Flood and drought susceptibility zonation in the mountain environment: a case study of Upper Siang district, Eastern Himalayas, India

The intensity and frequency of extreme hydrological events are on the rise due to changing climate, and it is pertinent to identify the areas which are likely to suffer from such calamities. This study examines flood and drought susceptibilities in the district with a specific focus on two urban areas—Tuting and Yingkiong. To understand susceptibility enabling conditions, the study attempts an analysis of the recent climatic trends (1991–2021) in Upper Siang district employing regression analysis, Kendall tau, and Box and Whisker plots. Results reveal a general rise in the precipitation (26.42 mm/year) as well as in the temperature (0.032 °C/year) of the study area. Susceptibility is assessed based on analytic hierarchy process and using nine physical parameters viz., absolute relief, slope, drainage density, distance from streams, soil type, topographic wetness index, normalised difference vegetation index, and land use land cover.
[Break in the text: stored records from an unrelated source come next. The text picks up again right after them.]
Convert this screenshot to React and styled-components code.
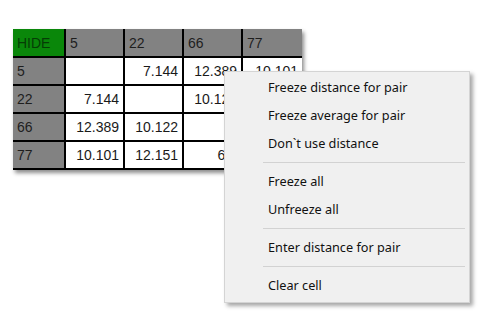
import styled, { createGlobalStyle } from "styled-components";

const GlobalStyle = createGlobalStyle`
  html, body {
    margin: 0;
    padding: 0;
    background: #ffffff;
  }
  body {
    width: 500px;
    height: 323px;
    overflow: hidden;
  }
`;

const Page = styled.div`
  position: relative;
  width: 500px;
  height: 323px;
  padding: 29px 0 0 13px;
  box-sizing: border-box;
`;

const Grid = styled.div`
  display: grid;
  grid-template-columns: 51px 57px 57px 57px 59px;
  grid-template-rows: 27px repeat(4, 26px);
  gap: 2px;
  width: max-content;
  padding-bottom: 2px;
  background: #000;
  box-shadow: 2px 3px 4px rgba(0, 0, 0, 0.45);
  font-family: "Liberation Sans", Arial, sans-serif;
  font-size: 14px;
`;

const Cell = styled.div`
  display: flex;
  align-items: center;
  justify-content: ${(p) => (p.$head ? "flex-start" : "flex-end")};
  padding: ${(p) => (p.$head ? "0 0 0 4px" : "0 4px 0 0")};
  background: ${(p) => (p.$green ? "#0a870a" : p.$head ? "#828282" : "#ffffff")};
  color: ${(p) => (p.$green ? "#053d05" : p.$head ? "#1e1e1e" : "#1a1a1a")};
`;

const Menu = styled.div`
  position: absolute;
  left: 224px;
  top: 71px;
  width: 246px;
  box-sizing: border-box;
  padding: 1px 0 3px;
  background: #f0f0f0;
  border: 1px solid #d4d4d4;
  box-shadow: 3px 3px 4px rgba(0, 0, 0, 0.35);
  font-family: "Noto Sans", "Open Sans", sans-serif;
  font-size: 12.7px;
  color: #111;
`;

const Item = styled.div`
  height: 28px;
  display: flex;
  align-items: center;
  padding-left: 43px;
`;

const Separator = styled.div`
  height: 1px;
  margin: 5px 4px 4px 38px;
  background: #d2d2d2;
`;

const header = ["HIDE", "5", "22", "66", "77"];
const rows = [
  ["5", "", "7.144", "12.389", "10.101"],
  ["22", "7.144", "", "10.122", "12.151"],
  ["66", "12.389", "10.122", "", "6.8"],
  ["77", "10.101", "12.151", "6.8", ""],
];

const menu = [
  "Freeze distance for pair",
  "Freeze average for pair",
  "Don`t use distance",
  "-",
  "Freeze all",
  "Unfreeze all",
  "-",
  "Enter distance for pair",
  "-",
  "Clear cell",
];

export default function App() {
  return (
    <Page>
      <GlobalStyle />
      <Grid>
        {header.map((h, i) => (
          <Cell key={"h" + i} $head $green={i === 0}>
            {h}
          </Cell>
        ))}
        {rows.map((r, ri) =>
          r.map((v, ci) => (
            <Cell key={ri + "-" + ci} $head={ci === 0}>
              {v}
            </Cell>
          ))
        )}
      </Grid>
      <Menu>
        {menu.map((m, i) =>
          m === "-" ? <Separator key={i} /> : <Item key={i}>{m}</Item>
        )}
      </Menu>
    </Page>
  );
}
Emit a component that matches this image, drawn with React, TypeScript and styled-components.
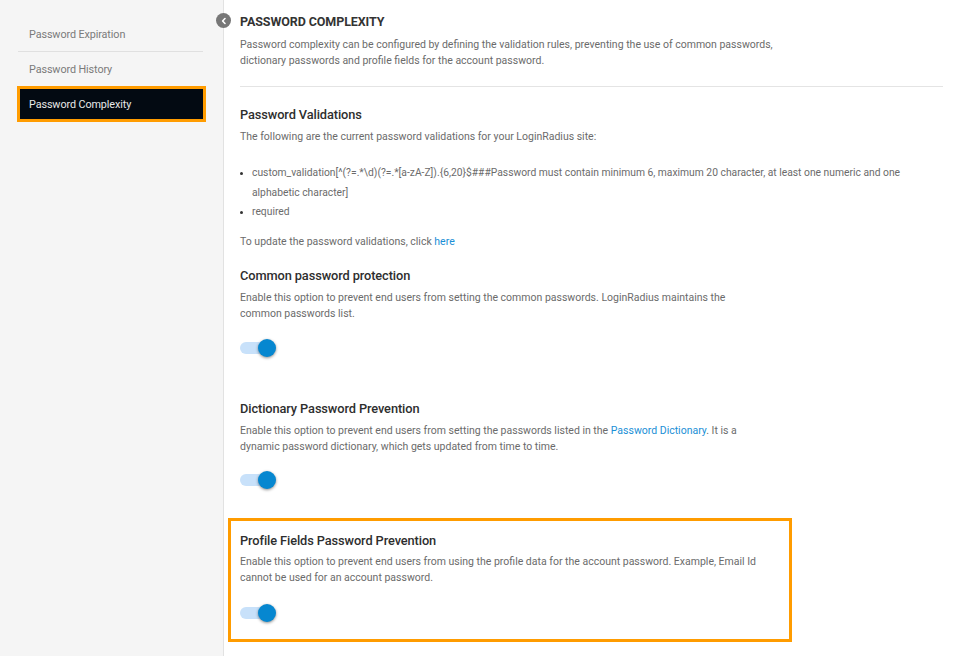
import React from "react"
import styled, { createGlobalStyle } from "styled-components"

const Global = createGlobalStyle`
  html, body {
    margin: 0;
    padding: 0;
    background: #ffffff;
    font-family: Roboto, "Noto Sans", Arial, sans-serif;
  }
  * { box-sizing: border-box; }
`

const Page = styled.div`
  display: flex;
  width: 956px;
  height: 656px;
  overflow: hidden;
`

const Sidebar = styled.nav`
  width: 224px;
  flex-shrink: 0;
  background: #f5f5f5;
  border-right: 1px solid #e2e2e2;
  padding: 18px 17px 0 17px;
  position: relative;
`

const NavItem = styled.div<{ $active?: boolean; $divider?: boolean }>`
  height: ${(p) => (p.$active ? "36px" : "34px")};
  display: flex;
  align-items: center;
  padding-left: ${(p) => (p.$active ? "9px" : "11px")};
  font-size: 10.8px;
  letter-spacing: -0.1px;
  color: ${(p) => (p.$active ? "#e8e8e8" : "#7a7a7a")};
  background: ${(p) => (p.$active ? "#030a12" : "transparent")};
  border: ${(p) => (p.$active ? "3px solid #ff9c00" : "none")};
  border-bottom: ${(p) =>
    p.$divider ? "1px solid #e0e0e0" : p.$active ? "3px solid #ff9c00" : "none"};
  margin-right: ${(p) => (p.$active ? "0" : "3px")};
  margin-left: ${(p) => (p.$active ? "0" : "1px")};
`

const Collapse = styled.div`
  position: absolute;
  top: 13px;
  right: -8px;
  width: 15px;
  height: 15px;
  border-radius: 50%;
  background: #777777;
  display: flex;
  align-items: center;
  justify-content: center;
`

const Main = styled.main`
  flex: 1;
  padding: 14px 13px 0 16px;
  color: #333;
`

const Title = styled.h1`
  margin: 0 0 8px 0;
  font-size: 12.5px;
  font-weight: 700;
  color: #333333;
  letter-spacing: -0.1px;
`

const Text = styled.p<{ $gap?: number }>`
  margin: 0 0 ${(p) => p.$gap ?? 0}px 0;
  font-size: 10.5px;
  line-height: 16px;
  color: #6b6b6b;
  white-space: nowrap;
`

const Rule = styled.hr`
  border: none;
  border-top: 1px solid #e4e4e4;
  margin: 17px 0 20px 0;
`

const Heading = styled.h2<{ $gap?: number }>`
  margin: 0 0 ${(p) => p.$gap ?? 7}px 0;
  font-size: 12.8px;
  font-weight: 500;
  color: #2e2e2e;
  letter-spacing: -0.1px;
`

const List = styled.ul`
  margin: 18px 0 12px 0;
  padding-left: 12px;
  font-size: 10.3px;
  line-height: 19.5px;
  color: #6b6b6b;
  white-space: nowrap;
  li::marker { color: #333; font-size: 9px; }
`

const Link = styled.a`
  color: #1a8fd6;
  text-decoration: none;
`

const Section = styled.section``

const Highlight = styled.section`
  border: 3px solid #ff9c00;
  margin: 0 151px 0 -12px;
  padding: 12px 9px 20px 9px;
`

const Track = styled.div`
  position: relative;
  width: 32px;
  height: 12px;
  border-radius: 6px;
  background: #c8e1fa;
`

const Knob = styled.div`
  position: absolute;
  top: -3px;
  right: -4px;
  width: 18px;
  height: 18px;
  border-radius: 50%;
  background: #0687d0;
  box-shadow: 0 1px 3px rgba(0, 0, 0, 0.45);
`

const ToggleWrap = styled.div<{ $top: number; $bottom: number }>`
  padding-top: ${(p) => p.$top}px;
  padding-bottom: ${(p) => p.$bottom}px;
`

function Toggle({ top, bottom }: { top: number; bottom: number }) {
  return (
    <ToggleWrap $top={top} $bottom={bottom}>
      <Track>
        <Knob />
      </Track>
    </ToggleWrap>
  )
}

export default function App() {
  return (
    <Page>
      <Global />
      <Sidebar>
        <NavItem $divider>Password Expiration</NavItem>
        <NavItem>Password History</NavItem>
        <NavItem $active>Password Complexity</NavItem>
        <Collapse>
          <svg width="8" height="8" viewBox="0 0 8 8">
            <path d="M5 1.5 L2.6 4 L5 6.5" stroke="#fff" strokeWidth="1.6" fill="none" strokeLinecap="round" strokeLinejoin="round" />
          </svg>
        </Collapse>
      </Sidebar>
      <Main>
        <Title>PASSWORD COMPLEXITY</Title>
        <Text>
          Password complexity can be configured by defining the validation rules, preventing the use of common passwords,
          <br />
          dictionary passwords and profile fields for the account password.
        </Text>
        <Rule />
        <Section>
          <Heading>Password Validations</Heading>
          <Text>The following are the current password validations for your LoginRadius site:</Text>
          <List>
            <li>
              custom_validation[^(?=.*\d)(?=.*[a-zA-Z]).&#123;6,20&#125;$###Password must contain minimum 6, maximum 20 character, at least one numeric and one
              <br />
              alphabetic character]
            </li>
            <li>required</li>
          </List>
          <Text $gap={18}>
            To update the password validations, click <Link href="#">here</Link>
          </Text>
        </Section>
        <Section>
          <Heading>Common password protection</Heading>
          <Text>
            Enable this option to prevent end users from setting the common passwords. LoginRadius maintains the
            <br />
            common passwords list.
          </Text>
          <Toggle top={20} bottom={47} />
        </Section>
        <Section>
          <Heading>Dictionary Password Prevention</Heading>
          <Text>
            Enable this option to prevent end users from setting the passwords listed in the{" "}
            <Link href="#">Password Dictionary</Link>. It is a
            <br />
            dynamic password dictionary, which gets updated from time to time.
          </Text>
          <Toggle top={19} bottom={32} />
        </Section>
        <Highlight>
          <Heading $gap={6}>Profile Fields Password Prevention</Heading>
          <Text>
            Enable this option to prevent end users from using the profile data for the account password. Example, Email Id
            <br />
            cannot be used for an account password.
          </Text>
          <Toggle top={21} bottom={0} />
        </Highlight>
      </Main>
    </Page>
  )
}
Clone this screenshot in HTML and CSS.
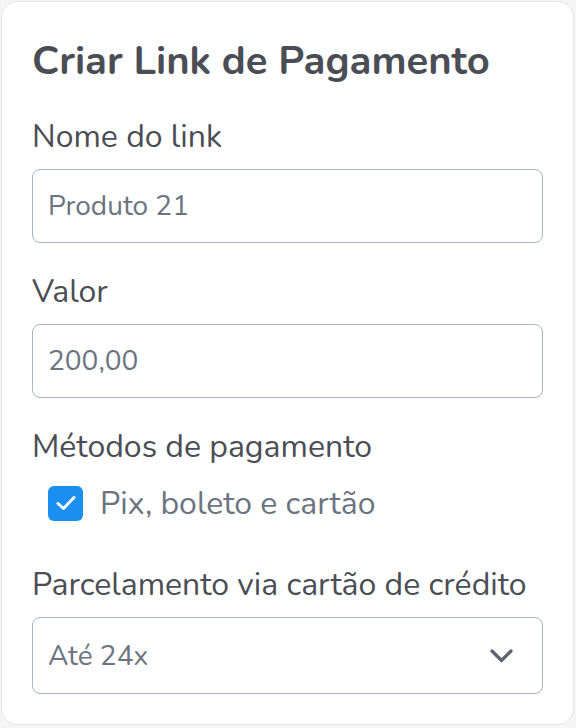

These layers are integrated to create flood and drought susceptibility maps. About 1.82% area of the Upper Siang district is highly susceptible to floods, whereas over 27% area falls under the high risk of droughts. Even though both the towns lie on the riverbank, Tuting is more prone to floods primarily due to its location on the inner concave side of a meander bend and relatively flat terrain, whereas Yingkiong is relatively safe because it lies on an elevated river terrace. Conversely, areas of the district above 2500 m a.s.l. are highly prone to droughts because of poor accessibility to water resources. It is found that the constrained and meandering valleys are more prone to floods, while steep slopes and ridgeline areas are more prone to droughts. Appropriate region-specific management options can reduce the susceptibility to extreme events in mountainous terrains. Therefore, owing to diverse topography, a region-specific physiographic approach is required in hilly environments for efficient mitigation of the impacts of extreme events.